# Provided material

-------

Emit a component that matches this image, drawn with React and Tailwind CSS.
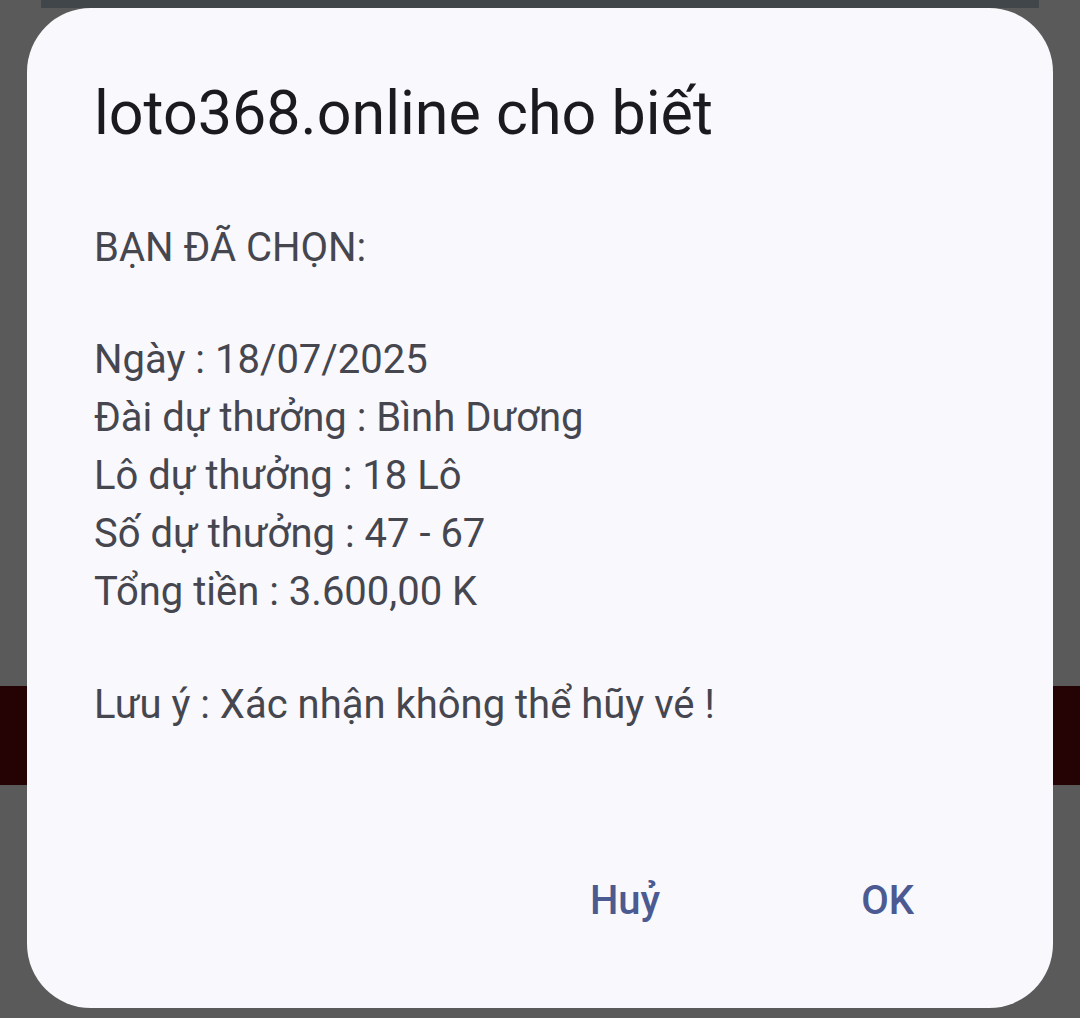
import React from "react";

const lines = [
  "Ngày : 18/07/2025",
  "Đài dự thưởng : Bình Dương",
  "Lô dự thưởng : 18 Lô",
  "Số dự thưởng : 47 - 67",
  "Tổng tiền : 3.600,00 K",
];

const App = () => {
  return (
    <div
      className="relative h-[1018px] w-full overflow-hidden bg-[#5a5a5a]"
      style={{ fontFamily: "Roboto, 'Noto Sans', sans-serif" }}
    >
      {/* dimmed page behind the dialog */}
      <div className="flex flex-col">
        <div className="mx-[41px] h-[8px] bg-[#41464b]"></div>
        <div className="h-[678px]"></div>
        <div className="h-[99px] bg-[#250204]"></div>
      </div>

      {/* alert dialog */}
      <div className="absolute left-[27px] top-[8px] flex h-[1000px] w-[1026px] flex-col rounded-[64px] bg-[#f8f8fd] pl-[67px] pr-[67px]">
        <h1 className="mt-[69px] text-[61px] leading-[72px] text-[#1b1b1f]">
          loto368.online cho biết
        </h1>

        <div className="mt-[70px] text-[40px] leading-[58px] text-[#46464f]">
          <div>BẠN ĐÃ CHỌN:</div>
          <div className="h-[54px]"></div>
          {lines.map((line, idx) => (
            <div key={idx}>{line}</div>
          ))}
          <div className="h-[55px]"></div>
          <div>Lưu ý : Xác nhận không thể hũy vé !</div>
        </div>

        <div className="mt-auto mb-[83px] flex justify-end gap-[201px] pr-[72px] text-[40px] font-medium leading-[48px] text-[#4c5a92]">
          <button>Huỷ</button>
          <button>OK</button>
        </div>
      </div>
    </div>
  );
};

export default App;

-------

# Work to do
The material above holds pictures; copy everything else in it exactly.

# Worked solution
Emit a component that matches this image, drawn with React and Tailwind CSS.
import React from "react";

const lines = [
  "Ngày : 18/07/2025",
  "Đài dự thưởng : Bình Dương",
  "Lô dự thưởng : 18 Lô",
  "Số dự thưởng : 47 - 67",
  "Tổng tiền : 3.600,00 K",
];

const App = () => {
  return (
    <div
      className="relative h-[1018px] w-full overflow-hidden bg-[#5a5a5a]"
      style={{ fontFamily: "Roboto, 'Noto Sans', sans-serif" }}
    >
      {/* dimmed page behind the dialog */}
      <div className="flex flex-col">
        <div className="mx-[41px] h-[8px] bg-[#41464b]"></div>
        <div className="h-[678px]"></div>
        <div className="h-[99px] bg-[#250204]"></div>
      </div>

      {/* alert dialog */}
      <div className="absolute left-[27px] top-[8px] flex h-[1000px] w-[1026px] flex-col rounded-[64px] bg-[#f8f8fd] pl-[67px] pr-[67px]">
        <h1 className="mt-[69px] text-[61px] leading-[72px] text-[#1b1b1f]">
          loto368.online cho biết
        </h1>

        <div className="mt-[70px] text-[40px] leading-[58px] text-[#46464f]">
          <div>BẠN ĐÃ CHỌN:</div>
          <div className="h-[54px]"></div>
          {lines.map((line, idx) => (
            <div key={idx}>{line}</div>
          ))}
          <div className="h-[55px]"></div>
          <div>Lưu ý : Xác nhận không thể hũy vé !</div>
        </div>

        <div className="mt-auto mb-[83px] flex justify-end gap-[201px] pr-[72px] text-[40px] font-medium leading-[48px] text-[#4c5a92]">
          <button>Huỷ</button>
          <button>OK</button>
        </div>
      </div>
    </div>
  );
};

export default App;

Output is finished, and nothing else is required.